**Records supplied:**
* Start *
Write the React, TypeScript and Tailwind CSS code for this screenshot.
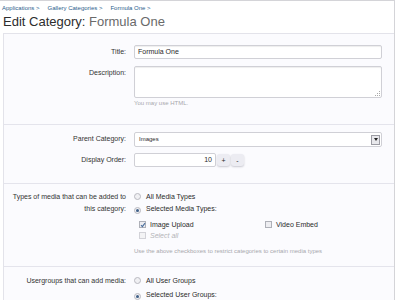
import type { ReactNode } from 'react'

function Row({ label, children, className = '' }: { label: ReactNode; children: ReactNode; className?: string }) {
  return (
    <div className={`flex ${className}`}>
      <div className="w-[127px] shrink-0 pr-[5px] text-right text-[#333] leading-[12px] pt-[1px]">{label}</div>
      <div className="flex-1 pl-[3px] pr-[12px]">{children}</div>
    </div>
  )
}

function Radio({ on }: { on?: boolean }) {
  return (
    <span className="inline-grid place-items-center w-[7px] h-[7px] rounded-full border border-[#b9b9c0] bg-[#f0f0f3] mr-[5px] align-[-1px]">
      {on && <span className="w-[3px] h-[3px] rounded-full bg-[#3f5f88]" />}
    </span>
  )
}

function Check({ on, dim }: { on?: boolean; dim?: boolean }) {
  return (
    <span className={`inline-grid place-items-center w-[7px] h-[7px] border ${dim ? 'border-[#d2d2d8] bg-[#f3f3f5]' : 'border-[#aeb0b8] bg-[#ededf1]'} mr-[4px] align-[-1px]`}>
      {on && (
        <svg width="6" height="6" viewBox="0 0 6 6">
          <path d="M1 3.2 L2.4 4.6 L5 1.2" stroke="#4b6f9e" strokeWidth="1.1" fill="none" />
        </svg>
      )}
    </span>
  )
}

export default function App() {
  return (
    <div className="w-[395px] h-[300px] overflow-hidden bg-white border-t border-r border-[#d4d4d8] text-[7px] text-[#2a2a2a]" style={{ fontFamily: "'Liberation Sans', Arial, sans-serif" }}>
      <div className="px-[2px] pt-[3px] h-[11px] text-[6px] leading-[9px] text-[#2b5d8c] flex gap-[8px]">
        <span>Applications &gt;</span>
        <span>Gallery Categories &gt;</span>
        <span>Formula One &gt;</span>
      </div>
      <h1 className="px-[3px] pt-[1px] text-[13px] leading-[18px] text-[#2d2d2d] h-[19px]">
        Edit Category: <span className="text-[#6a6a6a]">Formula One</span>
      </h1>
      <div className="ml-[3px] mt-[2px] border-t border-l border-[#e3e3ea] bg-[#fbfbfe]">
        <div className="pt-[11px] pb-[16px]">
          <Row label="Title:">
            <div className="h-[14px] w-full rounded-[2px] border border-[#d0d0d6] bg-white px-[3px] leading-[12px] shadow-[inset_0_1px_1px_#eee]">Formula One</div>
          </Row>
          <Row label="Description:" className="mt-[7px]">
            <div className="relative h-[32px] w-full rounded-[2px] border border-[#d0d0d6] bg-white shadow-[inset_0_1px_1px_#eee]">
              <svg className="absolute right-[1px] bottom-[1px]" width="5" height="5" viewBox="0 0 5 5">
                <rect x="4" y="0" width="1" height="1" fill="#aaa" />
                <rect x="2" y="2" width="1" height="1" fill="#aaa" />
                <rect x="4" y="2" width="1" height="1" fill="#aaa" />
                <rect x="0" y="4" width="1" height="1" fill="#aaa" />
                <rect x="2" y="4" width="1" height="1" fill="#aaa" />
                <rect x="4" y="4" width="1" height="1" fill="#aaa" />
              </svg>
            </div>
            <div className="mt-[1px] text-[6px] leading-[9px] text-[#a8a8ad]">You may use HTML.</div>
          </Row>
        </div>
        <div className="border-t border-[#e4e4ec] pt-[7px] pb-[16px]">
          <Row label="Parent Category:">
            <div className="h-[15px] w-full rounded-[2px] border border-[#d0d0d6] bg-white pl-[4px] pr-[1px] flex items-center justify-between">
              <span className="text-[6px]">Images</span>
              <span className="w-[9px] h-[10px] border border-[#9c9ca4] bg-[#e8e8ec] grid place-items-center">
                <span className="w-0 h-0 border-l-[2.5px] border-r-[2.5px] border-t-[3px] border-l-transparent border-r-transparent border-t-[#222]" />
              </span>
            </div>
          </Row>
          <Row label="Display Order:" className="mt-[6px]">
            <div className="flex items-center gap-[1px]">
              <div className="h-[14px] w-[82px] rounded-[2px] border border-[#d0d0d6] bg-white pr-[3px] text-right leading-[12px]">10</div>
              <div className="h-[12px] w-[13px] rounded-[3px] bg-[#ececf2] shadow-[0_1px_2px_#c8c8d0] grid place-items-center text-[7px] leading-none">+</div>
              <div className="h-[12px] w-[13px] rounded-[3px] bg-[#ececf2] shadow-[0_1px_2px_#c8c8d0] grid place-items-center text-[7px] leading-none">-</div>
            </div>
          </Row>
        </div>
        <div className="border-t border-[#e4e4ec] pt-[6px] pb-[10px]">
          <Row label={<>Types of media that can be added to<br />this category:</>}>
            <div className="leading-[12px] pt-[1px]"><Radio />All Media Types</div>
            <div className="leading-[12px]"><Radio on />Selected Media Types:</div>
            <div className="pl-[5px] mt-[4px] grid grid-cols-[126px_1fr] leading-[11px]">
              <div><Check on />Image Upload</div>
              <div><Check />Video Embed</div>
              <div className="italic text-[#b4b4b8]"><Check dim />Select all</div>
            </div>
            <div className="mt-[6px] text-[6px] leading-[9px] text-[#a8a8ad]">Use the above checkboxes to restrict categories to certain media types</div>
          </Row>
        </div>
        <div className="border-t border-[#e4e4ec] pt-[7px] pb-[10px]">
          <Row label="Usergroups that can add media:">
            <div className="leading-[12px] pt-[1px]"><Radio />All User Groups</div>
            <div className="leading-[12px] mt-[2px]"><Radio on />Selected User Groups:</div>
          </Row>
        </div>
      </div>
    </div>
  )
}
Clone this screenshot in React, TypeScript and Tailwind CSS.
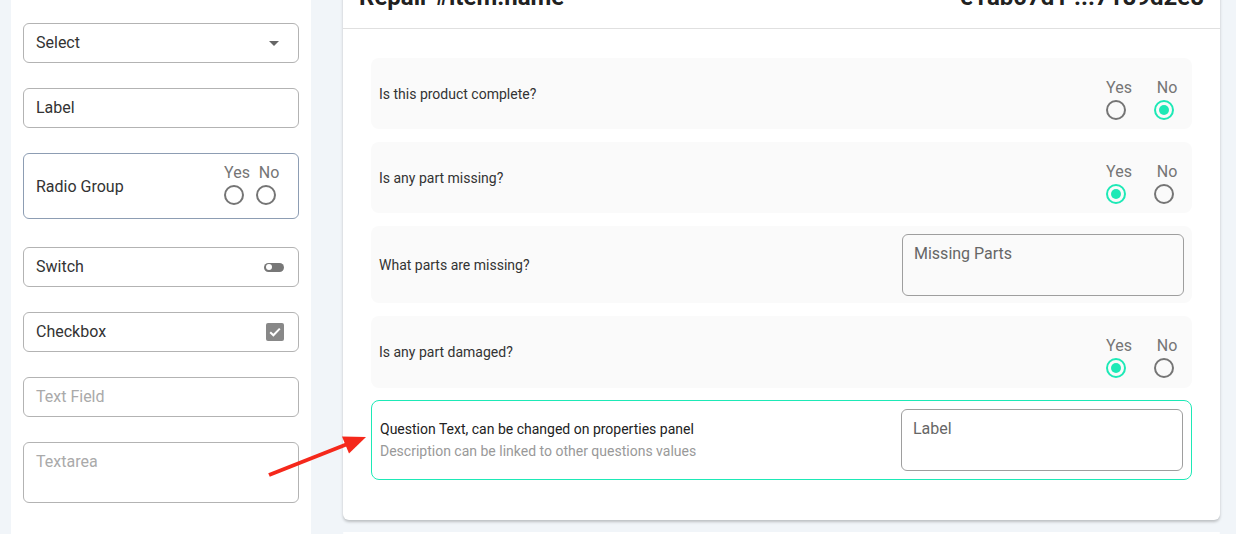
import React from "react";

function Radio({ checked = false }: { checked?: boolean }) {
  return checked ? (
    <span className="w-5 h-5 rounded-full border-2 border-[#1de9b6] flex items-center justify-center">
      <span className="w-2.5 h-2.5 rounded-full bg-[#1de9b6]" />
    </span>
  ) : (
    <span className="w-5 h-5 rounded-full border-2 border-[#757575]" />
  );
}

function YesNo({ value, col = "w-12" }: { value?: "yes" | "no"; col?: string }) {
  return (
    <div className="flex">
      {["Yes", "No"].map((opt) => (
        <div key={opt} className={`${col} flex flex-col items-center`}>
          <span className="ml-[6px] text-base leading-6 text-[#757575]">{opt}</span>
          <Radio checked={value === opt.toLowerCase()} />
        </div>
      ))}
    </div>
  );
}

function SideBox({ children, className = "" }: { children: React.ReactNode; className?: string }) {
  return (
    <div className={`h-10 border border-[#b3b3b3] rounded-md pl-3 pr-[14px] flex items-center justify-between text-base text-[#333] ${className}`}>
      {children}
    </div>
  );
}

function Textarea({ placeholder }: { placeholder: string }) {
  return (
    <div className="w-[282px] h-[62px] border border-[#9e9e9e] rounded-md pl-[11px] pt-[9px] text-base leading-5 text-[#666]">
      {placeholder}
    </div>
  );
}

function Row({ h, children }: { h: string; children: React.ReactNode }) {
  return <div className={`${h} bg-[#fafafa] rounded-lg pl-2 pr-2 flex justify-between`}>{children}</div>;
}

export default function App() {
  return (
    <div className="relative h-[534px] overflow-hidden bg-[#f1f5f9] flex font-['Roboto',sans-serif]">
      {/* Toolbox */}
      <aside className="ml-[11px] w-[300px] bg-white px-3 pt-[23px] flex flex-col">
        <SideBox>
          <span>Select</span>
          <svg width="10" height="5" viewBox="0 0 10 5" className="mr-[5px]">
            <path d="M0 0h10L5 5z" fill="#666" />
          </svg>
        </SideBox>
        <SideBox className="mt-[25px]">
          <span>Label</span>
        </SideBox>
        <div className="mt-[25px] h-[66px] border border-[#8d9db3] rounded-md pl-3 pr-[16px] flex justify-between text-base text-[#333]">
          <span className="self-center pt-[1px]">Radio Group</span>
          <div className="pt-[7px]">
            <YesNo col="w-8" />
          </div>
        </div>
        <SideBox className="mt-[28px]">
          <span>Switch</span>
          <span className="w-5 h-[9px] rounded-full bg-[#777] flex items-center pl-[1.5px]">
            <span className="w-[6px] h-[6px] rounded-full bg-white" />
          </span>
        </SideBox>
        <SideBox className="mt-[25px]">
          <span>Checkbox</span>
          <span className="w-[18px] h-[18px] rounded-[2px] bg-[#888] flex items-center justify-center">
            <svg width="12" height="10" viewBox="0 0 12 10">
              <path d="M1.2 5.2l3.2 3.1L10.8 1.6" stroke="white" strokeWidth="2" fill="none" />
            </svg>
          </span>
        </SideBox>
        <SideBox className="mt-[25px]">
          <span className="text-[#aaa]">Text Field</span>
        </SideBox>
        <div className="mt-[25px] h-[61px] border border-[#b3b3b3] rounded-md pl-3 pt-[9px] text-base leading-5 text-[#aaa]">
          Textarea
        </div>
      </aside>

      {/* Survey */}
      <main className="ml-[32px] w-[877px] flex flex-col">
        <div className="-mt-[35px] bg-white rounded-md shadow-[0_2px_3px_rgba(0,0,0,0.22)]">
          <div className="h-16 px-4 flex items-center justify-between border-b border-[#e0e0e0] text-2xl leading-8 font-bold text-[#212121]">
            <span>Repair #item.name</span>
            <span>e1ab07d1 ...7189d2e8</span>
          </div>
          <div className="px-7 pt-[29px] pb-10 flex flex-col gap-[13px] text-sm text-[#333]">
            <Row h="h-[71px]">
              <span className="self-center">Is this product complete?</span>
              <div className="mt-[18px] -mr-1">
                <YesNo value="no" />
              </div>
            </Row>
            <Row h="h-[71px]">
              <span className="self-center">Is any part missing?</span>
              <div className="mt-[18px] -mr-1">
                <YesNo value="yes" />
              </div>
            </Row>
            <Row h="h-[77px]">
              <span className="self-center">What parts are missing?</span>
              <div className="mt-2">
                <Textarea placeholder="Missing Parts" />
              </div>
            </Row>
            <Row h="h-[72px]">
              <span className="self-center">Is any part damaged?</span>
              <div className="mt-[18px] -mr-1">
                <YesNo value="yes" />
              </div>
            </Row>
            <div className="-mt-px h-[80px] border border-[#1de9b6] rounded-lg pl-2 pr-2 flex justify-between items-start">
              <div className="self-center leading-[22px]">
                <div className="text-[#222]">Question Text, can be changed on properties panel</div>
                <div className="text-[#999]">Description can be linked to other questions values</div>
              </div>
              <div className="mt-2">
                <Textarea placeholder="Label" />
              </div>
            </div>
          </div>
        </div>
        <div className="mt-3 h-10 bg-white rounded-md" />
      </main>

      {/* Annotation arrow */}
      <svg className="absolute left-0 top-0 pointer-events-none" width="1236" height="534" viewBox="0 0 1236 534">
        <line x1="269" y1="475" x2="350" y2="443" stroke="#f5281b" strokeWidth="4" />
        <polygon points="366,437 342,436.5 349,453.5" fill="#f5281b" />
      </svg>
    </div>
  );
}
* End *
**Aim:** Provide the number of lines containing the string "screenshot", with no other output.

**Exercise response:** 2